The formation of the Women’s March on Washington has inspired nearly 300 other sister marches to take place around the world on the same day, spanning all 50 states, Puerto Rico, and 55 cities across six continents including Tokyo, Sydney, Kenya, Paris, and Bogotá. There are expected to be more than a million marchers combined. The stated mission of the women’s marches across the United States is to “seek to reaffirm the core American values of freedom and democracy for all at a time when many fear that their voices will be lost, specifically related to women’s rights, immigrant rights, worker rights, reproductive rights, LGBTQIA rights, environmental rights, rights for all races, and religious freedom.”

I will be bringing my entire family of six, along with extended family and family friends to the Women’s March Sacramento. There are expected to be more than 10,000 people from diverse backgrounds around Northern California who will peacefully unite and march at California’s state capitol. I am bringing my children to march because I want them to know that it is our right as Americans to peacefully protest the morals, actions, and intentions of our incoming president. I want our presence at the march to urge the next administration to allow American citizens to retain the same rights we worked so hard to achieve over the last 50 years.

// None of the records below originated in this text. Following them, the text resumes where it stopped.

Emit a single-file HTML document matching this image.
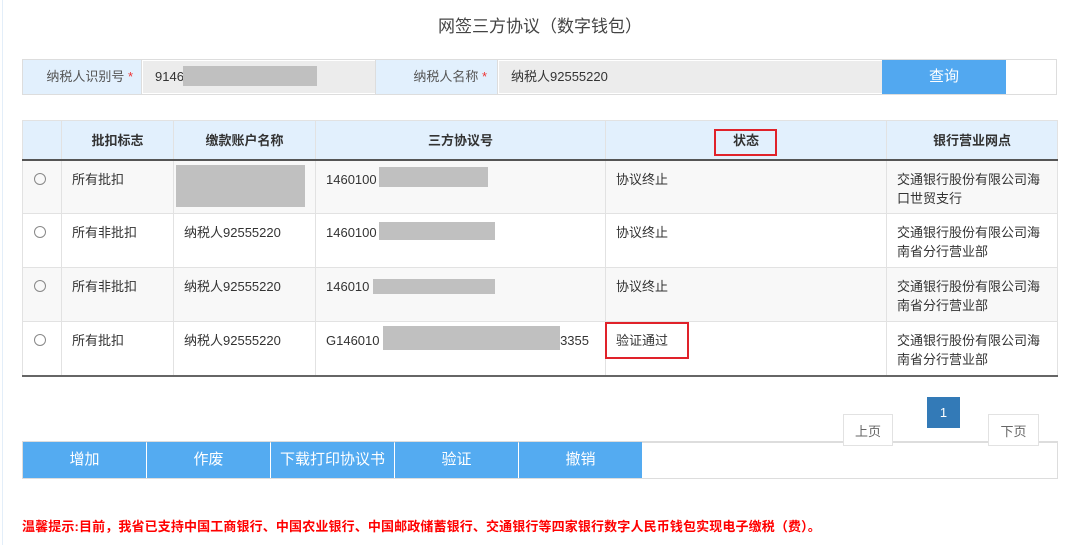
<!DOCTYPE html><html><head><meta charset="utf-8"><style>
*{box-sizing:border-box;margin:0;padding:0}
body{width:1080px;height:545px;background:#fff;position:relative;overflow:hidden;font-family:"Liberation Sans","Noto Sans CJK SC",sans-serif;font-size:13px;color:#333}
.a{position:absolute}
.g{position:absolute;background:#c0c0c0}
table{position:absolute;left:22px;top:120px;width:1036px;border-collapse:collapse;border-bottom:2px solid #666}
td,th{border:1px solid #e2e2e2;vertical-align:top;padding:9px 10px 0;text-align:left;font-weight:normal;line-height:19px}
th{background:#e2f0fd;height:39px;text-align:center;font-weight:bold;padding-top:10px;border-bottom:2px solid #555}
tr.r td{height:54px}
tr.o td{background:#f8f8f8}
.rad{display:inline-block;width:12px;height:12px;border:1px solid #888;border-radius:50%;margin-left:1px;margin-top:3px}
.btn{position:absolute;top:442px;height:36px;width:123px;background:#54abf1;color:#fff;font-size:15px;text-align:center;line-height:36px}
</style></head><body>
<div class="a" style="left:2px;top:0;width:1px;height:545px;background:#e3eef9"></div>
<div class="a" style="left:0;top:12px;width:1080px;text-align:center;font-size:17px;color:#444">网签三方协议（数字钱包）</div>
<div class="a" style="left:22px;top:59px;width:1035px;height:36px;border:1px solid #ddd;background:#fff"></div>
<div class="a" style="left:23px;top:60px;width:119px;height:34px;background:#e2f0fd;border-right:1px solid #ddd;line-height:34px;text-align:right;padding-right:8px;color:#555">纳税人识别号 <span style="color:#e33">*</span></div>
<div class="a" style="left:143px;top:61px;width:232px;height:32px;background:#ececec;line-height:32px;padding-left:12px">9146</div>
<div class="g" style="left:183px;top:66px;width:134px;height:20px"></div>
<div class="a" style="left:375px;top:60px;width:123px;height:34px;background:#e2f0fd;border-left:1px solid #ddd;border-right:1px solid #ddd;line-height:34px;text-align:right;padding-right:10px;color:#555">纳税人名称 <span style="color:#e33">*</span></div>
<div class="a" style="left:499px;top:61px;width:383px;height:32px;background:#ececec;line-height:32px;padding-left:12px">纳税人92555220</div>
<div class="a" style="left:882px;top:60px;width:124px;height:34px;background:#52a8f0;color:#fff;font-size:15px;text-align:center;line-height:34px">查询</div>
<table>
<tr><th style="width:39px"></th><th style="width:112px">批扣标志</th><th style="width:142px">缴款账户名称</th><th style="width:290px">三方协议号</th><th style="width:281px">状态</th><th>银行营业网点</th></tr>
<tr class="r o"><td><span class="rad"></span></td><td>所有批扣</td><td></td><td>1460100</td><td>协议终止</td><td>交通银行股份有限公司海口世贸支行</td></tr>
<tr class="r"><td><span class="rad"></span></td><td>所有非批扣</td><td>纳税人92555220</td><td>1460100</td><td>协议终止</td><td>交通银行股份有限公司海南省分行营业部</td></tr>
<tr class="r o"><td><span class="rad"></span></td><td>所有非批扣</td><td>纳税人92555220</td><td>146010</td><td>协议终止</td><td>交通银行股份有限公司海南省分行营业部</td></tr>
<tr class="r"><td><span class="rad"></span></td><td>所有批扣</td><td>纳税人92555220</td><td>G146010<span style="float:right;margin-right:6px">3355</span></td><td>验证通过</td><td>交通银行股份有限公司海南省分行营业部</td></tr>
</table>
<div class="g" style="left:176px;top:165px;width:129px;height:42px"></div>
<div class="g" style="left:379px;top:167px;width:109px;height:20px"></div>
<div class="g" style="left:379px;top:222px;width:116px;height:18px"></div>
<div class="g" style="left:373px;top:279px;width:122px;height:15px"></div>
<div class="g" style="left:383px;top:326px;width:177px;height:24px"></div>
<div class="a" style="left:714px;top:129px;width:63px;height:27px;border:2px solid #e0222a"></div>
<div class="a" style="left:605px;top:322px;width:84px;height:37px;border:2px solid #e0222a"></div>
<div class="a" style="left:22px;top:441px;width:1036px;height:38px;border:1px solid #ddd;border-top-width:2px"></div>
<div class="btn" style="left:23px">增加</div>
<div class="btn" style="left:147px">作废</div>
<div class="btn" style="left:271px">下载打印协议书</div>
<div class="btn" style="left:395px">验证</div>
<div class="btn" style="left:519px">撤销</div>
<div class="a" style="left:927px;top:397px;width:33px;height:31px;background:#337ab7;color:#fff;text-align:center;line-height:31px;font-size:13px">1</div>
<div class="a" style="left:843px;top:414px;width:50px;height:32px;border:1px solid #e2e2e2;background:#fff;text-align:center;line-height:34px;color:#666">上页</div>
<div class="a" style="left:988px;top:414px;width:51px;height:32px;border:1px solid #e2e2e2;background:#fff;text-align:center;line-height:34px;color:#666">下页</div>
<div class="a" style="left:22px;top:516px;color:#f00;font-size:13px;font-weight:bold;letter-spacing:0.13px">温馨提示:目前，我省已支持中国工商银行、中国农业银行、中国邮政储蓄银行、交通银行等四家银行数字人民币钱包实现电子缴税（费）。</div>
</body></html>
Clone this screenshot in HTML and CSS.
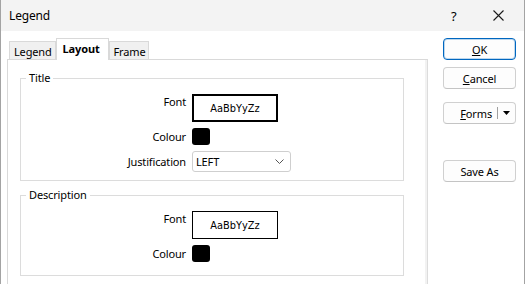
FILE: index.html
```html
<!DOCTYPE html>
<html lang="en">
<head>
	<meta charset="UTF-8">
	<title>Legend</title>
	<link rel="stylesheet" href="styles.css">
</head>
<body>
	<div class="window">
		<div class="titlebar">
			<span class="title">Legend</span>
			<span class="help">?</span>
			<span class="close">
				<svg width="11" height="11" viewBox="0 0 11 11"><path d="M0.5 0.5 L10.5 10.5 M10.5 0.5 L0.5 10.5" stroke="#1a1a1a" stroke-width="1.1" fill="none"/></svg>
			</span>
		</div>
		<div class="content">
			<div class="tabs-area">
				<div class="tabs">
					<div class="tab">Legend</div>
					<div class="tab tab-active">Layout</div>
					<div class="tab">Frame</div>
				</div>
				<div class="panel">
					<fieldset class="group">
						<legend class="group-title">Title</legend>
						<div class="rows">
							<label class="row-label label-top">Font</label>
							<div class="font-box font-box-thick">AaBbYyZz</div>
							<label class="row-label">Colour</label>
							<div class="swatch"></div>
							<label class="row-label">Justification</label>
							<div class="select">
								<span>LEFT</span>
								<svg width="9" height="5" viewBox="0 0 9 5"><path d="M0.5 0.5 L4.5 4.5 L8.5 0.5" stroke="#555" stroke-width="1" fill="none"/></svg>
							</div>
						</div>
					</fieldset>
					<fieldset class="group group-desc">
						<legend class="group-title">Description</legend>
						<div class="rows">
							<label class="row-label label-top">Font</label>
							<div class="font-box">AaBbYyZz</div>
							<label class="row-label">Colour</label>
							<div class="swatch"></div>
						</div>
					</fieldset>
				</div>
			</div>
			<div class="buttons">
				<button class="btn btn-default"><u>O</u>K</button>
				<button class="btn btn-cancel"><u>C</u>ancel</button>
				<div class="btn btn-split">
					<span class="split-text"><u>F</u>orms</span>
					<span class="split-line"></span>
					<svg width="7" height="4" viewBox="0 0 7 4"><path d="M0 0 L7 0 L3.5 4 Z" fill="#000"/></svg>
				</div>
				<button class="btn btn-save">Save As</button>
			</div>
		</div>
	</div>
</body>
</html>
```

FILE: styles.css
```css
body {
	margin: 0;
	padding: 0;
	background-color: #fff;
	color: #000;
	font-family: "Noto Sans", Arial, sans-serif;
	font-size: 11px;
	letter-spacing: -0.15px;
}

.window {
	height: 284px;
	box-sizing: border-box;
	border-left: 1px solid #a3a3a3;
	border-right: 1px solid #a3a3a3;
	overflow: hidden;
}

.titlebar {
	height: 31px;
	background-color: #f3f3f3;
	display: flex;
	align-items: center;
	padding-left: 8px;
}
.title {
	font-size: 12px;
	flex: 1;
}
.help {
	font-size: 13px;
	width: 12px;
	margin-right: 30px;
}
.close {
	display: flex;
	margin-right: 20px;
}

.content {
	display: flex;
	padding-top: 7px;
}

.tabs-area {
	margin-left: 6px;
	width: 421px;
}
.tabs {
	display: flex;
	align-items: flex-end;
	height: 21px;
	padding-left: 2px;
}
.tab {
	height: 18px;
	line-height: 19px;
	box-sizing: border-box;
	padding: 0 3px 0 4px;
	border: 1px solid #d9d9d9;
	border-bottom: none;
	background-color: #f0f0f0;
}
.tab-active {
	height: 22px;
	line-height: 20px;
	margin-bottom: -1px;
	padding: 0 8px 0 6px;
	background-color: #fff;
	font-weight: bold;
	position: relative;
	z-index: 1;
}

.panel {
	height: 240px;
	border: 1px solid #d9d9d9;
	border-right: 1px solid #dcdcdc;
	box-shadow: inset -2px 0 0 #f2f2f2;
	padding: 10px 0 0 12px;
}

.group {
	width: 384px;
	box-sizing: border-box;
	margin: 0;
	padding: 0 0 8px 0;
	border: 1px solid #dcdcdc;
}
.group-desc {
	margin-top: 6px;
	padding-bottom: 13px;
}
.group-title {
	margin-left: 5px;
	padding: 0 3px;
	height: 16px;
	line-height: 16px;
}

.rows {
	margin-top: 8px;
	display: grid;
	grid-template-columns: 165px auto;
	column-gap: 6px;
	row-gap: 6px;
	justify-items: start;
	align-items: center;
}
.row-label {
	justify-self: end;
	line-height: 16px;
}
.label-top {
	align-self: start;
}

.font-box {
	width: 86px;
	height: 28px;
	box-sizing: border-box;
	border: 1px solid #000;
	display: flex;
	align-items: center;
	justify-content: center;
	font-family: "DejaVu Sans", sans-serif;
	font-size: 9.8px;
	letter-spacing: 0;
}
.font-box-thick {
	border-width: 2px;
}

.swatch {
	width: 18px;
	height: 17px;
	background-color: #000;
	border-radius: 3px;
}

.select {
	width: 99px;
	height: 21px;
	box-sizing: border-box;
	border: 1px solid #cfcfcf;
	border-radius: 3px;
	display: flex;
	align-items: center;
	justify-content: space-between;
	padding: 0 6px 0 3px;
}

.buttons {
	margin-left: 15px;
	width: 73px;
	display: flex;
	flex-direction: column;
}
.btn {
	height: 22px;
	box-sizing: border-box;
	background-color: #fdfdfd;
	border: 1px solid #d0d0d0;
	border-bottom-color: #c4c4c4;
	border-radius: 4px;
	font-family: "Noto Sans", Arial, sans-serif;
	font-size: 11px;
	letter-spacing: -0.15px;
	color: #000;
	padding: 0;
}
.btn-default {
	border: 1px solid #0067c0;
	box-shadow: inset 0 0 0 1px rgba(0, 103, 192, 0.25);
}
.btn-cancel {
	margin-top: 7px;
}
.btn-split {
	margin-top: 13px;
	display: flex;
	align-items: center;
}
.split-text {
	flex: 1;
	text-align: right;
	padding-right: 5px;
}
.split-line {
	width: 1px;
	height: 12px;
	background-color: #a0a0a0;
	margin-right: 5px;
}
.btn-split svg {
	margin-right: 5px;
}
.btn-save {
	margin-top: 36px;
}
```
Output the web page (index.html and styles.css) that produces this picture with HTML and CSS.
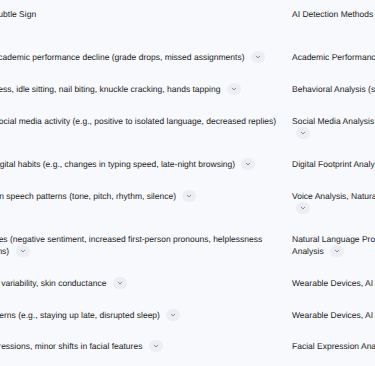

In the Great State of California, there are marches scheduled in 31 different cities, the most amount of marches organized in a single State. California has always lead the way in diversity. Since 2000, California is the second state in U.S. history to have a non-white majority, and the first state in U.S. history to have a Latino majority. California embraces diversity by having more sanctuary cities than any other state in the Union. It is important to Californians that we march on January 21 to retain the rights of people of all genders and ethnicities.

The Women’s March Sacramento has received many messages of support over the last few months. There are women who haven’t marched since the 1960s, or never at all, who will be marching in Sacramento on January 21.

“The Women’s March on Sacramento will be an historic event that will show the incoming administration and world that Woman’s rights are human rights and that Sacramento and California will stand in solidarity to promote social justice and healthier communities,” said Annie Adams, who is part of the core organizing group for the Women’s March Sacramento.